Could you clarify a point in the new TSI contract? When it is stated that
photographers will be paid for uncollected sales, what are uncollected sales?
Are these sales that are good sales where payment has not yet been received or
are these sales that were made, the images used and the client never paid it's
bill? If it is the latter is this estimated amount of $5 to $10 million typical
of an agency of this size?
Jim Pickerell's Response
We have been unable to get a precise answer to this question from Tony Stone Images.
More to the point, Tony Stone photographers don't seem to be able to get a precise
answer to the question. Most who have been able to get some kind of a number as to
what they will be paid have discovered that is way below what they expected to be paid
when they signed the contract, but they can't get anyone at TSI to explain how the
number was calculated.
It is believed that this figure covers both categories of payments that are
described above. According to photographers some of the obligations go back years but
the bulk of what is owed is probably for fairly recent sales. No photographer that I
know has any idea as to what the total might
be in either category and TSI is not telling. If TSI has gross sales of around $70
million and they pay out 39% of it to photographers that would make the total pay to
photographers a little over $27 million annually or $2,275,000 per month.
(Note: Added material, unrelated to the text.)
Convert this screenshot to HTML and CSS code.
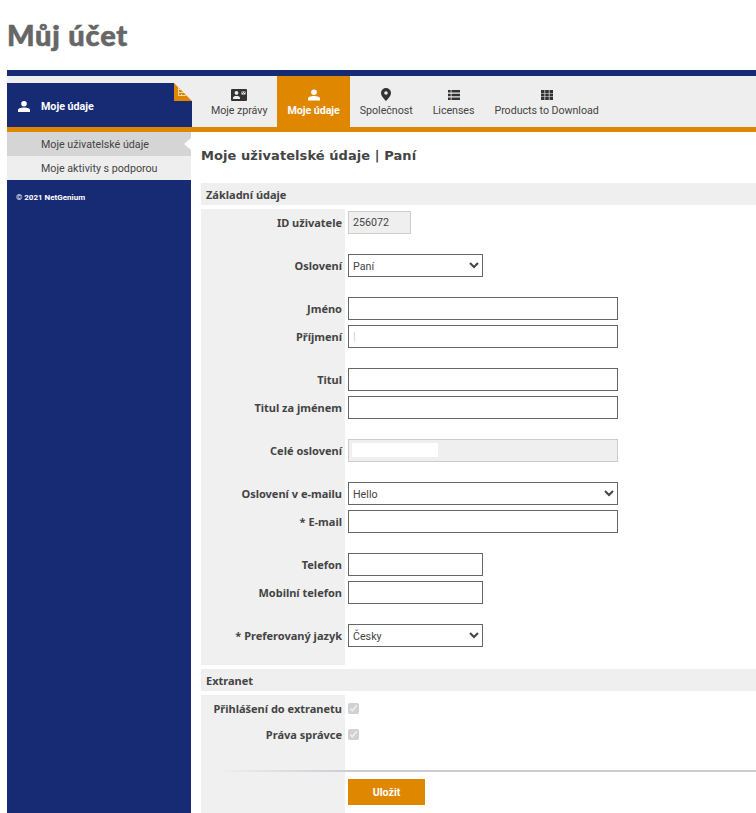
FILE: index.html
```html
<!DOCTYPE html>
<html lang="cs">
<head>
<meta charset="utf-8">
<title>Můj účet</title>
<link rel="stylesheet" href="styles.css">
</head>
<body>
<header class="page-head"><h1>Můj účet</h1></header>
<div class="topline"></div>
<div class="band">
  <div class="side-head">
    <div class="side-title">
      <svg class="ico-side" viewBox="0 0 12 11"><ellipse cx="6" cy="2.700" rx="2.800" ry="2.700" fill="#fff"/><path d="M0 11V9.300C0 7.600 2.500 6.600 6 6.600s6 1 6 2.700V11z" fill="#fff"/></svg>
      <span>Moje údaje</span>
    </div>
    <div class="corner">
      <svg viewBox="0 0 18 18" width="18" height="18"><path d="M0 0h18v18H0z" fill="#eee"/><path d="M0 0 18 18H0z" fill="#e08700"/><path d="M4 4h1v2h2v1H5v2h5v1H5v2h2v-1h1v1h4v1H4z" fill="#f6d9a6"/></svg>
    </div>
  </div>
  <nav class="tabs">
    <a class="tab tab-first"><svg class="ico" viewBox="0 0 16 12"><path fill-rule="evenodd" d="M1 0h14a1 1 0 0 1 1 1v10a1 1 0 0 1-1 1H1a1 1 0 0 1-1-1V1a1 1 0 0 1 1-1zm4.500 2a1.900 1.900 0 1 0 0 3.800 1.900 1.900 0 0 0 0-3.800zM2 10h7V8.700C9 7.700 7.500 7 5.500 7S2 7.700 2 8.700zM10.500 2.500v3h4v-3z"/><path d="M10.800 2.800 12.500 4.300l1.700-1.500" stroke="#222" stroke-width=".7" fill="none"/></svg><span>Moje zprávy</span></a>
    <a class="tab tab-on"><svg class="ico ico-w" viewBox="0 0 12 11"><ellipse cx="6" cy="2.700" rx="2.800" ry="2.700"/><path d="M0 11V9.300C0 7.600 2.500 6.600 6 6.600s6 1 6 2.700V11z"/></svg><span>Moje údaje</span></a>
    <a class="tab"><svg class="ico ico-pin" viewBox="0 0 10 13"><path fill-rule="evenodd" d="M5 0a5 5 0 0 1 5 5C10 8 7 10.800 5 13 3 10.800 0 8 0 5a5 5 0 0 1 5-5zm0 3.200a1.800 1.800 0 1 0 0 3.600 1.800 1.800 0 0 0 0-3.600z"/></svg><span>Společnost</span></a>
    <a class="tab"><svg class="ico ico-sm" viewBox="0 0 12 10"><path d="M0 0h2.700v2.500H0zM3.500 0H12v2.500H3.500zM0 3.700h2.700v2.600H0zM3.500 3.700H12v2.600H3.500zM0 7.500h2.700V10H0zM3.500 7.500H12V10H3.500z"/></svg><span>Licenses</span></a>
    <a class="tab"><svg class="ico ico-sm" viewBox="0 0 12 10"><path d="M0 0h3.500v2.900H0zM4.200 0h3.600v2.900H4.200zM8.500 0H12v2.900H8.500zM0 3.500h3.500v3H0zM4.200 3.500h3.600v3H4.200zM8.500 3.500H12v3H8.500zM0 7.100h3.500V10H0zM4.200 7.100h3.600V10H4.200zM8.500 7.100H12V10H8.500z"/></svg><span>Products to Download</span></a>
  </nav>
</div>
<div class="main">
  <aside class="sidebar">
    <ul class="side-menu">
      <li class="side-on">Moje uživatelské údaje</li>
      <li>Moje aktivity s podporou</li>
    </ul>
    <p class="copy">© 2021 NetGenium</p>
  </aside>
  <section class="content">
    <h2>Moje uživatelské údaje | Paní</h2>
    <h3 class="sec">Základní údaje</h3>
    <div class="rows">
      <div class="row g-top"><label class="lab">ID uživatele</label><div class="val gap-l"><input class="inp w-id ro" value="256072" readonly></div></div>
      <div class="row"><label class="lab">Oslovení</label><div class="val gap-l"><select class="inp w-m"><option>Paní</option></select></div></div>
      <div class="row"><label class="lab">Jméno</label><div class="val"><input class="inp w-l"></div></div>
      <div class="row"><label class="lab">Příjmení</label><div class="val gap-l"><input class="inp w-l mask-in" value="|"></div></div>
      <div class="row"><label class="lab">Titul</label><div class="val"><input class="inp w-l"></div></div>
      <div class="row"><label class="lab">Titul za jménem</label><div class="val gap-l"><input class="inp w-l"></div></div>
      <div class="row"><label class="lab">Celé oslovení</label><div class="val gap-l"><div class="inp w-l ro masked"><span class="blank"></span></div></div></div>
      <div class="row"><label class="lab">Oslovení v e-mailu</label><div class="val"><select class="inp w-l"><option>Hello</option></select></div></div>
      <div class="row"><label class="lab">* E-mail</label><div class="val gap-l"><input class="inp w-l"></div></div>
      <div class="row"><label class="lab">Telefon</label><div class="val"><input class="inp w-m"></div></div>
      <div class="row"><label class="lab">Mobilní telefon</label><div class="val gap-l"><input class="inp w-m"></div></div>
      <div class="row"><label class="lab">* Preferovaný jazyk</label><div class="val g-end"><select class="inp w-m"><option>Česky</option></select></div></div>
    </div>
    <h3 class="sec sec-2">Extranet</h3>
    <div class="rows">
      <div class="row chk-row chk-first"><label class="lab">Přihlášení do extranetu</label><div class="val chk-val"><input type="checkbox" checked disabled></div></div>
      <div class="row chk-row chk-last"><label class="lab">Práva správce</label><div class="val chk-val"><input type="checkbox" checked disabled></div></div>
      <div class="row btn-row"><div class="lab"></div><div class="val btn-val"><button class="save" type="button">Uložit</button></div><div class="rule"></div></div>
    </div>
  </section>
</div>
</body>
</html>
```
FILE: styles.css
```css
* { box-sizing: border-box; }
html, body { margin: 0; padding: 0; height: 813px; overflow: hidden; background: #fff; }
body { font-family: Roboto, sans-serif; font-size: 10.700px; color: #444; padding-left: 7px; }
.page-head { height: 70px; margin-left: -7px; padding: 15px 0 0 7px; }
h1 { margin: 0; font: 900 29px/40px Lato, sans-serif; color: #666; letter-spacing: .8px; -webkit-text-stroke: .6px #666; }
.topline { height: 6px; background: #172b75; }
.band { display: flex; height: 56px; background: #eee; border-bottom: 5px solid #e08700; }
.side-head { width: 185px; margin-top: 7px; background: #172b75; color: #fff; position: relative; }
.side-title { display: flex; align-items: center; height: 44px; padding-left: 11px; gap: 11px; font-weight: 700; padding-top: 2px; }
.ico-side { width: 12px; height: 11px; }
.corner { position: absolute; top: 0; right: 0; width: 18px; height: 18px; }
.corner svg { display: block; }
.tabs { display: flex; flex: 1; }
.tab { display: flex; flex-direction: column; align-items: center; height: 51px; padding: 13px 10px 0; color: #444; line-height: 15px; letter-spacing: -.05px; }
.tab-first { margin-left: 9px; }
.tab-on { background: #e08700; color: #fff; font-weight: 700; }
.ico { height: 12px; width: 16px; margin-bottom: 2px; fill: #333; }
.ico-w { fill: #fff; width: 12px; }
.ico-pin { width: 10px; height: 13px; margin: -1px 0 2px; }
.ico-sm { width: 12px; height: 10px; margin: 1px 0 3px; }
.main { display: flex; height: 681px; }
.sidebar { width: 184px; background: #172b75; }
.side-menu { list-style: none; margin: 0; padding: 0; }
.side-menu li { height: 24px; line-height: 25px; padding-left: 34px; background: #eee; }
.side-menu .side-on { background: #d5d5d5; position: relative; }
.side-on::after { content: ""; position: absolute; right: 0; top: 6px; border: 6px solid transparent; border-right: 7px solid #fff; border-left: 0; }
.copy { margin: 13px 0 0 9px; color: #fff; font-size: 8px; line-height: 10px; font-weight: 700; }
.content { flex: 1; padding-left: 10px; }
h2 { margin: 0; height: 51px; padding-top: 15px; font-family: "DejaVu Sans", sans-serif; font-size: 13px; line-height: 17px; font-weight: 700; color: #444; letter-spacing: .07px; }
.sec { margin: 0; height: 22px; line-height: 23px; padding-left: 5px; font-family: "Noto Sans", sans-serif; font-size: 11px; background: #efefef; font-weight: 700; }
.sec-2 { margin-top: 4px; }
.rows { margin-top: 4px; }
.row { display: flex; position: relative; }
.lab { width: 144px; flex: none; background: #f0f0f0; text-align: right; font-family: "Noto Sans", sans-serif; font-size: 11px; font-weight: 700; line-height: 24px; padding-right: 3px; }
.val { padding: 0 0 5px 3px; }
.gap-l { padding-bottom: 20px; }
.g-top .lab, .g-top .val { padding-top: 2px; }
.g-end { padding-bottom: 18px; }
.inp { display: block; height: 23px; border: 1px solid #666; background: #fff; font: 10.700px Roboto, sans-serif; color: #444; padding: 0 4px; border-radius: 0; }
select.inp { padding: 1px 0 0; }
.w-id { width: 63px; }
.w-m { width: 135px; }
.w-l { width: 270px; }
.ro { background: #efefef; border-color: #ccc; }
.mask-in { color: #ccc; }
.masked { padding: 3px; }
.blank { display: block; width: 86px; height: 14px; background: #fff; }
.chk-row .lab { height: 26px; line-height: 28px; }
.chk-val input { display: block; margin: 8px 0 0 0; width: 11px; height: 11px; }
.chk-val { padding: 0 0 0 3px; }
.btn-row { height: 66px; }
.btn-val { padding: 32px 0 0 3px; }
.save { width: 77px; height: 26px; border: 0; background: #e08700; color: #fff; font: 700 10.700px Roboto, sans-serif; }
.rule { position: absolute; left: 14px; right: 0; top: 23px; height: 2px; background: linear-gradient(to right, #f0f0f0, #ccccd2 25%); }
```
If all their clients took on average over four months to pay their bills that might
explain over $9 million. However, keep in mind that according to the contract on
the 25th of each month "TSI will pay the amount due ...in the month ended three
(3) months prior to the start of the relevant Payment Month..." Thus, payments
on October 25th will be for sales booked on June 30th or before. To come up with $10
million we would have to go back four months from here to February and say that on
average clients who book their sales in February don't pay the agency until June and
then the agency pays the photographer for those sales in October. Based on my experience
in the industry, I don't think the "float" is this bad at most stock agencies.